As he announced the base closure Tuesday, Bakiyev said he was not satisfied with the inquiry into the accident and his government's "inability to provide security to its citizens" was proving a serious concern.
Medvedev also weighed in on the issue Wednesday, saying the base closure shouldn't hamper anti-terrorism operations, according to Interfax.
"It would be great if their numbers meant there were fewer terrorists, but such action depends on other things as well," he said.
Notice this--this rapid reaction force includes police and "other special services", i.e., things like FSB counterrorism units and their associates in the other Republics, and is unlike NATO not designed for wars but "to combat terrorist and respond to regional emergencies". This means that essentially Russia is back in charge--this force will be based on Russian territory and under a unified Russian command.
The advantage to these states is that if US-funded "democratic" (read: crypto-fascist, like the supporters of the Colour revolts in the Ukraine) movements try to overthrow the governments of these states, it is now fully legal for Moscow, under international law, to send in this unit, including military personnel and FSB counterrorism units and so on, to intervene against the demonstrators and to suppress the civil unrest. This now makes it impossible for the governments of Kazakhstan, Armenia, Belarus, Tajikistan, and Kyrgyzstan and to a lesser extent (probably to be followed with full incorporation) Uzbekistan. This cements Russian control over the majority of the old USSR and guarantees a unified military threat to any seditious or external threat.
I imagine that full economic reintegration through the auspices of the CIS can only follow, and that issues like the Transdniestria and Crimean will now be more aggressively pursued against Moldova and the Ukraine with the combined military and economic power of this block which thanks to the prospect of direct Russian control of large segments of their military and police forces will now be inextricably linked once more.
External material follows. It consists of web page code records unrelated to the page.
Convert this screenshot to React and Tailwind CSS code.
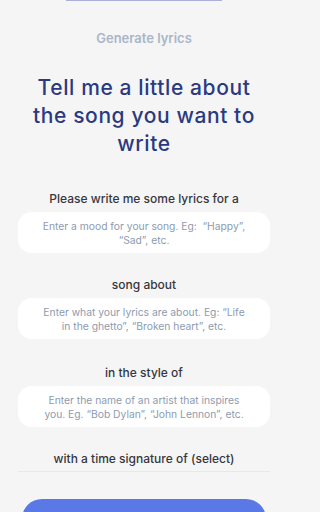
import React from "react";

const font = { fontFamily: "Inter, 'Noto Sans', sans-serif" };

function Field({ children }) {
  return (
    <div className="flex h-[41px] w-full items-center justify-center rounded-[14px] bg-white px-5 text-center text-[10.3px] leading-[14px] text-[#8d9bb0]">
      <p>{children}</p>
    </div>
  );
}

export default function App() {
  return (
    <div className="h-[512px] w-full overflow-hidden bg-[#f5f5f5]" style={font}>
      <div className="w-[288px]">
        <div className="flex h-[1px] w-full justify-center">
          <div className="h-[1px] w-[156px] bg-[#aab0d6]" />
        </div>
        <div className="px-[18px]">
          <div className="mt-[28px] text-center text-[13px] font-semibold leading-[18px] text-[#aab6c8]">
            Generate lyrics
          </div>
          <h1 className="mx-auto mt-[27px] w-[236px] text-center text-[21px] font-medium leading-[28px] tracking-[0.6px] text-[#2b3a80]">
            Tell me a little about the song you want to write
          </h1>
          <div className="mt-[33px] flex flex-col items-center">
            <div className="text-[12px] font-medium leading-[16px] text-[#35373f]">
              Please write me some lyrics for a
            </div>
            <div className="mt-[5px] w-full">
              <Field>
                Enter a mood for your song. Eg:&nbsp; “Happy”,
                <br />
                “Sad”, etc.
              </Field>
            </div>
            <div className="mt-[24px] text-[12px] font-medium leading-[16px] text-[#35373f]">
              song about
            </div>
            <div className="mt-[5px] w-full">
              <Field>
                Enter what your lyrics are about. Eg: “Life
                <br />
                in the ghetto”, “Broken heart”, etc.
              </Field>
            </div>
            <div className="mt-[26px] text-[12px] font-medium leading-[16px] text-[#35373f]">
              in the style of
            </div>
            <div className="mt-[5px] w-full">
              <Field>
                Enter the name of an artist that inspires
                <br />
                you. Eg. “Bob Dylan”, “John Lennon”, etc.
              </Field>
            </div>
            <div className="mt-[24px] w-full border-b border-[#e3e8f8] pb-[4px] text-center text-[12px] font-medium leading-[16px] text-[#35373f]">
              with a time signature of (select)
            </div>
          </div>
          <div className="mx-[4px] mt-[27px] h-[40px] rounded-t-[20px] bg-[#5a78e6]" />
        </div>
      </div>
    </div>
  );
}
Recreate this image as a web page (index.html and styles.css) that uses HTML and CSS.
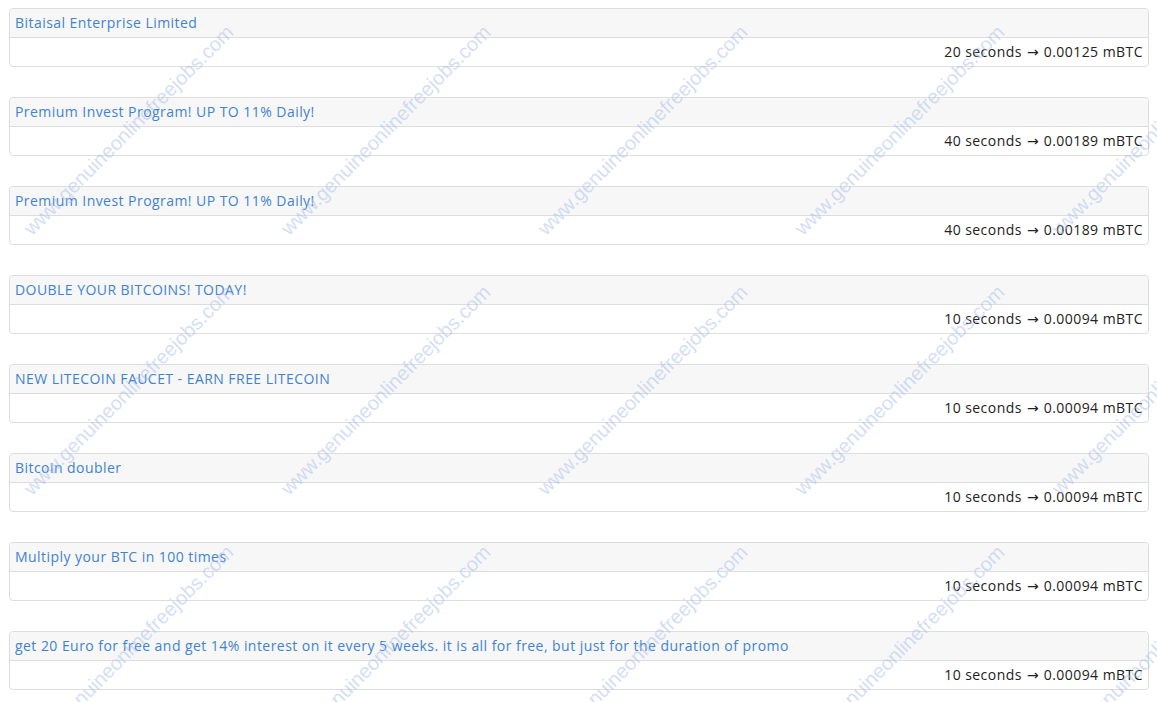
FILE: index.html
```html
<!DOCTYPE html>
<html lang="en">
<head>
    <meta charset="UTF-8">
    <title>Faucet list</title>
    <link rel="stylesheet" href="styles.css">
</head>
<body>

<div class="list">
    <div class="panel">
        <div class="panel-heading"><a href="#">Bitaisal Enterprise Limited</a></div>
        <div class="panel-body">20 seconds <span class="arrow">&rarr;</span> 0.00125 mBTC</div>
    </div>
    <div class="panel">
        <div class="panel-heading"><a href="#">Premium Invest Program! UP TO 11% Daily!</a></div>
        <div class="panel-body">40 seconds <span class="arrow">&rarr;</span> 0.00189 mBTC</div>
    </div>
    <div class="panel">
        <div class="panel-heading"><a href="#">Premium Invest Program! UP TO 11% Daily!</a></div>
        <div class="panel-body">40 seconds <span class="arrow">&rarr;</span> 0.00189 mBTC</div>
    </div>
    <div class="panel">
        <div class="panel-heading"><a href="#">DOUBLE YOUR BITCOINS! TODAY!</a></div>
        <div class="panel-body">10 seconds <span class="arrow">&rarr;</span> 0.00094 mBTC</div>
    </div>
    <div class="panel">
        <div class="panel-heading"><a href="#">NEW LITECOIN FAUCET - EARN FREE LITECOIN</a></div>
        <div class="panel-body">10 seconds <span class="arrow">&rarr;</span> 0.00094 mBTC</div>
    </div>
    <div class="panel">
        <div class="panel-heading"><a href="#">Bitcoin doubler</a></div>
        <div class="panel-body">10 seconds <span class="arrow">&rarr;</span> 0.00094 mBTC</div>
    </div>
    <div class="panel">
        <div class="panel-heading"><a href="#">Multiply your BTC in 100 times</a></div>
        <div class="panel-body">10 seconds <span class="arrow">&rarr;</span> 0.00094 mBTC</div>
    </div>
    <div class="panel">
        <div class="panel-heading"><a href="#">get 20 Euro for free and get 14% interest on it every 5 weeks. it is all for free, but just for the duration of promo</a></div>
        <div class="panel-body">10 seconds <span class="arrow">&rarr;</span> 0.00094 mBTC</div>
    </div>
</div>

<!-- watermark -->
<div class="watermark">
    <span>www.genuineonlinefreejobs.com</span><span>www.genuineonlinefreejobs.com</span><span>www.genuineonlinefreejobs.com</span><span>www.genuineonlinefreejobs.com</span><span>www.genuineonlinefreejobs.com</span>
    <span>www.genuineonlinefreejobs.com</span><span>www.genuineonlinefreejobs.com</span><span>www.genuineonlinefreejobs.com</span><span>www.genuineonlinefreejobs.com</span><span>www.genuineonlinefreejobs.com</span>
    <span>www.genuineonlinefreejobs.com</span><span>www.genuineonlinefreejobs.com</span><span>www.genuineonlinefreejobs.com</span><span>www.genuineonlinefreejobs.com</span><span>www.genuineonlinefreejobs.com</span>
</div>

</body>
</html>
```

FILE: styles.css
```css
body {
    font-family: "Open Sans", "Noto Sans", sans-serif;
    font-size: 14px;
    letter-spacing: 0.45px;
    margin: 0;
    padding: 0;
    background-color: #fff;
    color: #222;
    overflow: hidden;
}
.list {
    padding: 8px 8px 0 9px;
}
.panel {
    border: 1px solid #ddd;
    border-radius: 4px;
    margin-bottom: 30px;
    background-color: #fff;
}
.panel-heading {
    background-color: #f7f7f7;
    border-bottom: 1px solid #ddd;
    border-radius: 4px 4px 0 0;
    height: 28px;
    line-height: 28px;
    padding: 0 5px;
}
.panel-heading a {
    color: #3f83cf;
    text-decoration: none;
}
.panel-body {
    height: 28px;
    line-height: 28px;
    padding: 0 5px;
    text-align: right;
}
.arrow {
    font-family: "DejaVu Sans", sans-serif;
    letter-spacing: 0;
    margin: 0 1px;
}
.watermark {
    position: absolute;
    top: 0;
    left: 0;
    display: grid;
    grid-template-columns: repeat(5, 257px);
    grid-auto-rows: 260px;
    pointer-events: none;
}
.watermark span {
    display: flex;
    align-items: center;
    justify-content: center;
    transform: rotate(-45deg);
    font-family: "Liberation Sans", Arial, sans-serif;
    font-size: 20px;
    letter-spacing: 0;
    color: rgba(170, 188, 238, 0.5);
    white-space: nowrap;
}
```
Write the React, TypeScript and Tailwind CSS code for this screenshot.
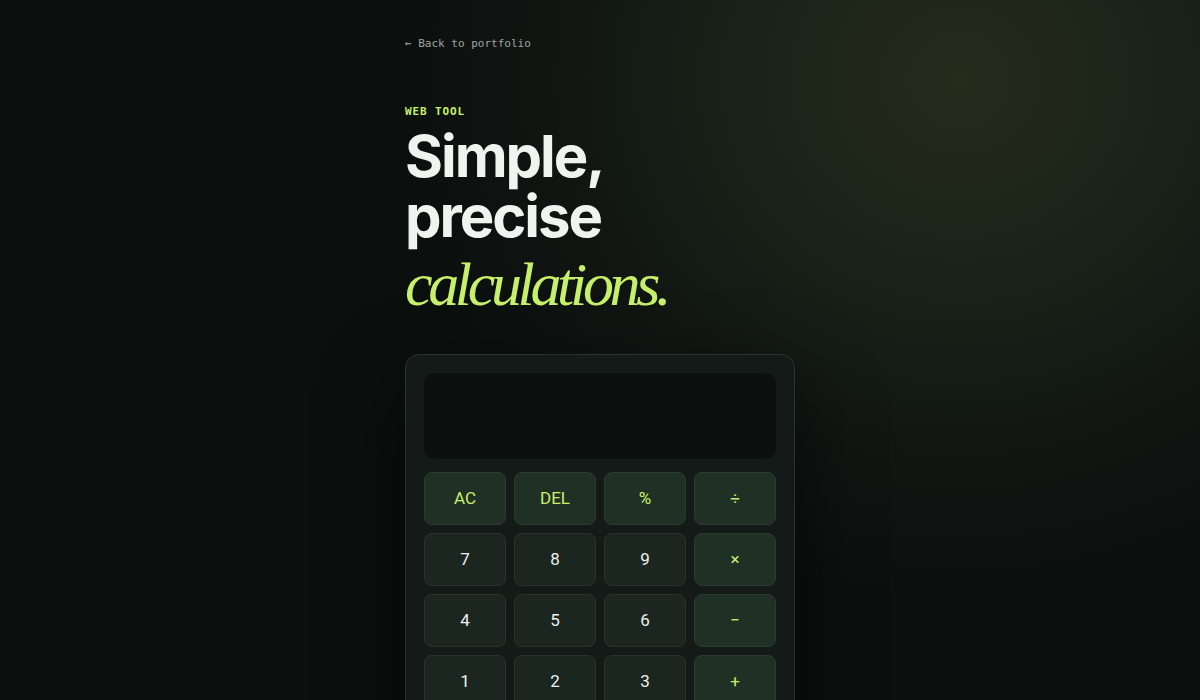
import React from "react";

const keys: { label: string; kind: "fn" | "num" | "op" }[] = [
  { label: "AC", kind: "fn" },
  { label: "DEL", kind: "fn" },
  { label: "%", kind: "fn" },
  { label: "÷", kind: "op" },
  { label: "7", kind: "num" },
  { label: "8", kind: "num" },
  { label: "9", kind: "num" },
  { label: "×", kind: "op" },
  { label: "4", kind: "num" },
  { label: "5", kind: "num" },
  { label: "6", kind: "num" },
  { label: "−", kind: "op" },
  { label: "1", kind: "num" },
  { label: "2", kind: "num" },
  { label: "3", kind: "num" },
  { label: "+", kind: "op" },
  { label: "0", kind: "num" },
  { label: ".", kind: "num" },
  { label: "±", kind: "fn" },
  { label: "=", kind: "op" },
];

export default function App() {
  return (
    <div className="relative min-h-[700px] w-full overflow-hidden bg-[#0b0f0e]">
      <div className="pointer-events-none absolute inset-0 bg-[radial-gradient(ellipse_560px_520px_at_960px_80px,#252c1c_0%,#1a2218_40%,#111613_70%,rgba(11,15,14,0)_100%)]" />
      <div className="relative mx-auto w-[390px] pt-[37px]">
        <a className="block text-[11px] leading-[14px] text-[#a0a6a2] font-['DejaVu_Sans_Mono',monospace]">
          ← Back to portfolio
        </a>
        <div className="mt-[54px] text-[11px] leading-[14px] font-bold tracking-[0.08em] text-[#c6f06a] font-['DejaVu_Sans_Mono',monospace]">
          WEB TOOL
        </div>
        <h1 className="mt-[7px] font-['Inter',sans-serif] font-bold text-[58px] leading-[60px] tracking-[-0.035em] text-[#f1f3ee]">
          <span className="block">Simple,</span>
          <span className="block">precise</span>
          <span className="block font-['Liberation_Serif',serif] italic font-normal text-[62px] leading-[77px] tracking-[-0.07em] text-[#c6f06a]">
            calculations.
          </span>
        </h1>
        <div className="mt-[31px] rounded-[14px] border border-[#2a332e] bg-[#141a17] p-[18px] shadow-[0_30px_80px_rgba(0,0,0,0.55)]">
          <div className="h-[86px] rounded-[10px] bg-[#0c100e]" />
          <div className="mt-[13px] grid grid-cols-4 gap-[8px]">
            {keys.map((k) => (
              <div
                key={k.label}
                className={
                  k.kind === "num"
                    ? "flex h-[53px] items-center justify-center rounded-[8px] border border-[#2a342e] bg-[#1c2620] text-[17px] font-normal text-[#eef0ec] font-['Roboto',sans-serif]"
                    : "flex h-[53px] items-center justify-center rounded-[8px] border border-[#2d3a30] bg-[#213024] text-[17px] font-normal text-[#c6f06a] font-['Roboto',sans-serif]"
                }
              >
                {k.label}
              </div>
            ))}
          </div>
        </div>
      </div>
    </div>
  );
}
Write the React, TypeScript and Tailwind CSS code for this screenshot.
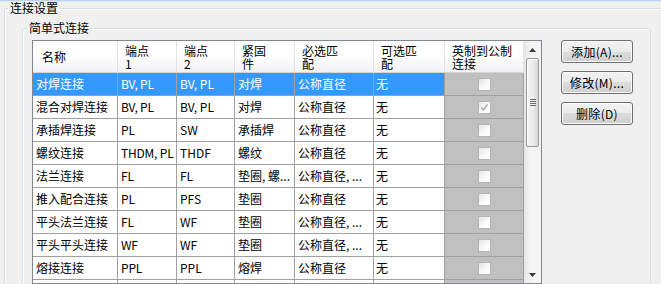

It may well be that later generations will remember this day as the day that the second Time of Troubles for Russia ended, about twenty years after it began. The result of eight years of the Bush administration's irrational hostility toward Russia has come to bite us in the ass with a vengeance. The Russian Empire is now on what I think is an irrevocable course toward being re-formed, and with it, the first step of this new bloc is of course, as the article notes, to immediately expel the United States from the bases we established in Central Asia in the wake of September the Eleventh, severely threatening the tenability of our position in Afghanistan (and forcing us to deal on Russian terms if we want to maintain that force--which of course the Russians promptly indicated by their offer of help).